Summary: In this lesson we examine the boldness of John the Baptist in Luke 3:18-20 and learn several truths about bold Christians.
We are studying the life of Jesus in the Gospel of Luke in a sermon series I am calling, “To Seek and To Save the Lost.”
The first two chapters of Luke’s Gospel deal with the prophecies and births of John the Baptist and Jesus the Christ, and then what happened to Jesus following his birth.
The third chapter of Luke’s Gospel focuses on John the Baptist. John had a remarkable ministry. His preaching was not designed to set people at ease. He saw himself as God’s messenger who called people to repentance. And although he was viewed as a little odd, it would not be an overstatement to say that he was a huge sensation. Thousands of people came to hear John preach and he baptized many who responded to his call for repentance (Matthew 3:5).
Many people began wondering whether John might be the Christ (Luke 3:15). However, John knew that he was not the Christ. He was only the messenger who was to go before the Christ to prepare the people for the ministry of the Christ.
Last time we examined John’s testimony that Jesus was in fact the Christ. Next time we will examine John’s baptism of Jesus, which took place a few months after John started preaching and at the beginning of Jesus’ own ministry. John continued his ministry for another year or so before Herod the tetrarch imprisoned him. However, Luke placed John’s imprisonment in the text we are going to examine today. The reason is that Luke was writing thematically rather than chronologically. That is, he wanted to gather most of the material about John’s life and ministry in one place early in his Gospel so that he could then focus almost exclusively on Jesus and his ministry.
So today I would like to examine the boldness of John the Baptist. Let’s read about his boldness in Luke 3:18-20:
18 So with many other exhortations he preached good news to the people. 19 But Herod the tetrarch, who had been reproved by him for Herodias, his brother’s wife, and for all the evil things that Herod had done, 20 added this to them all, that he locked up John in prison. (Luke 3:18–20)
Several years ago I attended a small gathering of pastors in Tampa to have lunch with Dr. Peter Lillback. He is Professor of Historical Theology and the President of Westminster Theological Seminary in Philadelphia.
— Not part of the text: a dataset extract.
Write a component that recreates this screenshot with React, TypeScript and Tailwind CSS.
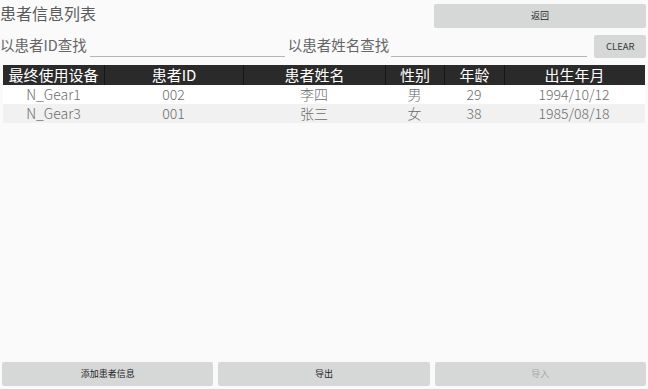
import React from 'react';

const font = { fontFamily: '"Noto Sans CJK SC", "Noto Sans", sans-serif' };

const patients = [
  { device: 'N_Gear1', id: '002', name: '李四', sex: '男', age: '29', birth: '1994/10/12' },
  { device: 'N_Gear3', id: '001', name: '张三', sex: '女', age: '38', birth: '1985/08/18' },
];

const cols = ['w-[101px]', 'w-[139px]', 'w-[142px]', 'w-[59px]', 'w-[60px]', 'w-[140px]'];
const heads = ['最终使用设备', '患者ID', '患者姓名', '性别', '年龄', '出生年月'];

function Btn({ label, disabled }: { label: string; disabled?: boolean }) {
  return (
    <div
      className={`h-[24px] flex items-center justify-center bg-[#d6d7d7] rounded-[2px] text-[9px] ${
        disabled ? 'text-[#a8a8a8]' : 'text-[#1f1f1f]'
      }`}
    >
      {label}
    </div>
  );
}

export default function App() {
  return (
    <div className="w-[648px] h-[389px] bg-[#fafafa] flex flex-col overflow-hidden" style={font}>
      {/* Top */}
      <div className="flex h-[31px] shrink-0">
        <div className="flex-1 text-[16px] leading-[22px] pt-[2px] text-[#5c5c5c] whitespace-nowrap">患者信息列表</div>
        <div className="w-[212px] mr-[2px] mt-[4px]">
          <Btn label="返回" />
        </div>
      </div>

      {/* Search */}
      <div className="flex h-[31px] items-start shrink-0 whitespace-nowrap">
        <div className="flex items-end h-[25px] text-[14.5px] text-[#666] leading-[20px] shrink-0">
          <span className="pb-[1px]">以患者ID查找</span>
          <div className="ml-[3px] w-[195px] border-b border-[#b5b5b5] -mb-[1px]" />
        </div>
        <div className="flex items-end h-[25px] text-[14.5px] text-[#666] leading-[20px] ml-[3px] shrink-0">
          <span className="pb-[1px]">以患者姓名查找</span>
          <div className="ml-[2px] w-[196px] border-b border-[#b5b5b5] -mb-[1px]" />
        </div>
        <div className="ml-[7px] mt-[4px] w-[52px] h-[23px] shrink-0 bg-[#d6d7d7] rounded-[2px] flex items-center justify-center text-[9.5px] text-[#3a3a3a]">
          CLEAR
        </div>
      </div>

      {/* Table */}
      <div className="mx-[3px] mt-[3px] whitespace-nowrap">
        <div className="flex h-[20px] bg-[#2a2a2a] text-white text-[15px] leading-[20px]">
          {heads.map((h, i) => (
            <div
              key={h}
              className={`${cols[i]} text-center ${i > 0 ? 'border-l border-[#151515]' : ''}`}
            >
              {h}
            </div>
          ))}
        </div>
        {patients.map((p, r) => (
          <div
            key={p.id}
            className={`flex h-[19px] text-[14px] leading-[19px] font-light text-[#6c6c6c] ${
              r % 2 === 0 ? 'bg-white' : 'bg-[#f1f1f1]'
            }`}
          >
            {[p.device, p.id, p.name, p.sex, p.age, p.birth].map((v, i) => (
              <div key={i} className={`${cols[i]} text-center`}>
                {v}
              </div>
            ))}
          </div>
        ))}
      </div>

      <div className="flex-1" />

      {/* Bottom */}
      <div className="grid grid-cols-3 gap-[5px] px-[2px] mb-[3px]">
        <Btn label="添加患者信息" />
        <Btn label="导出" />
        <Btn label="导入" disabled />
      </div>
    </div>
  );
}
At that time he was also Senior Pastor of Proclamation Presbyterian Church in Philadelphia. Dr. Lillback was in Tampa to promote the seminary, and that is how we came to have lunch with Dr. Lillback.
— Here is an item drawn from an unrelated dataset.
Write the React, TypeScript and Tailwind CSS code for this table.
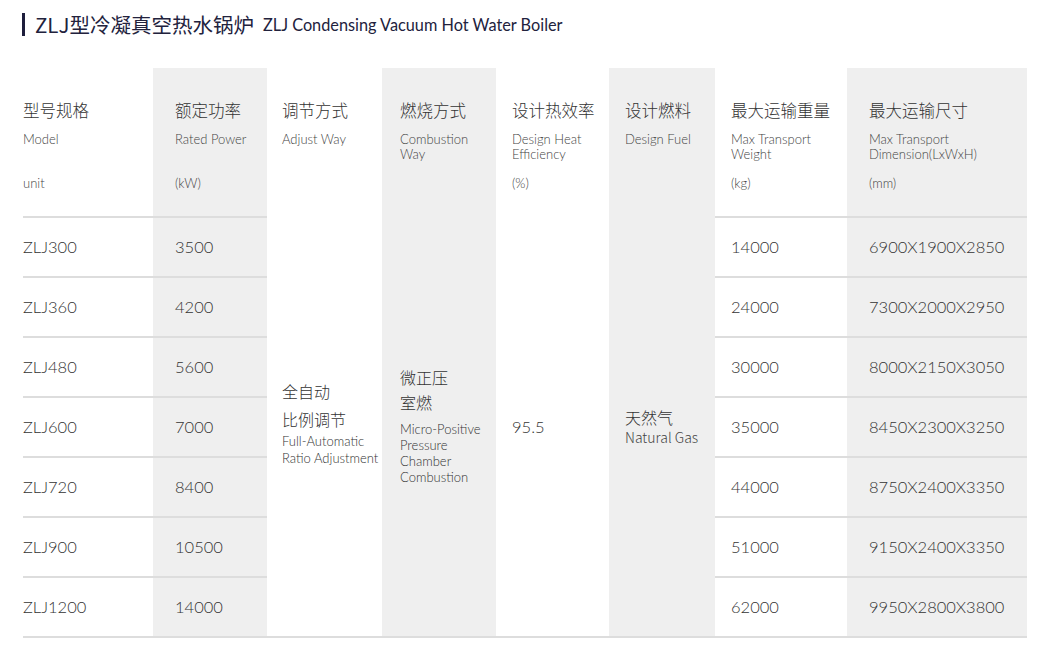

After he told us about the seminary, our questions drifted into wider aspects of the challenges facing Christians and pastors today. He said that our culture was becoming increasingly anti-Christian and intolerant of biblical absolutes. He was particularly referring to Christians proclaiming that homosexual activity was sinful and not biological. However, I will never forget his next comment, which really startled me. Dr. Lillback, who is a little older than I am, said that he fully expected to preach the gospel in prison before he died. He did not mean that he would be involved in a prison ministry. Instead, he meant that he would be imprisoned for preaching the gospel with uncompromising boldness. As I heard Dr. Lillback at lunch that day, I had to ask myself, “Am I willing to go to prison for preaching the gospel with uncompromising boldness?”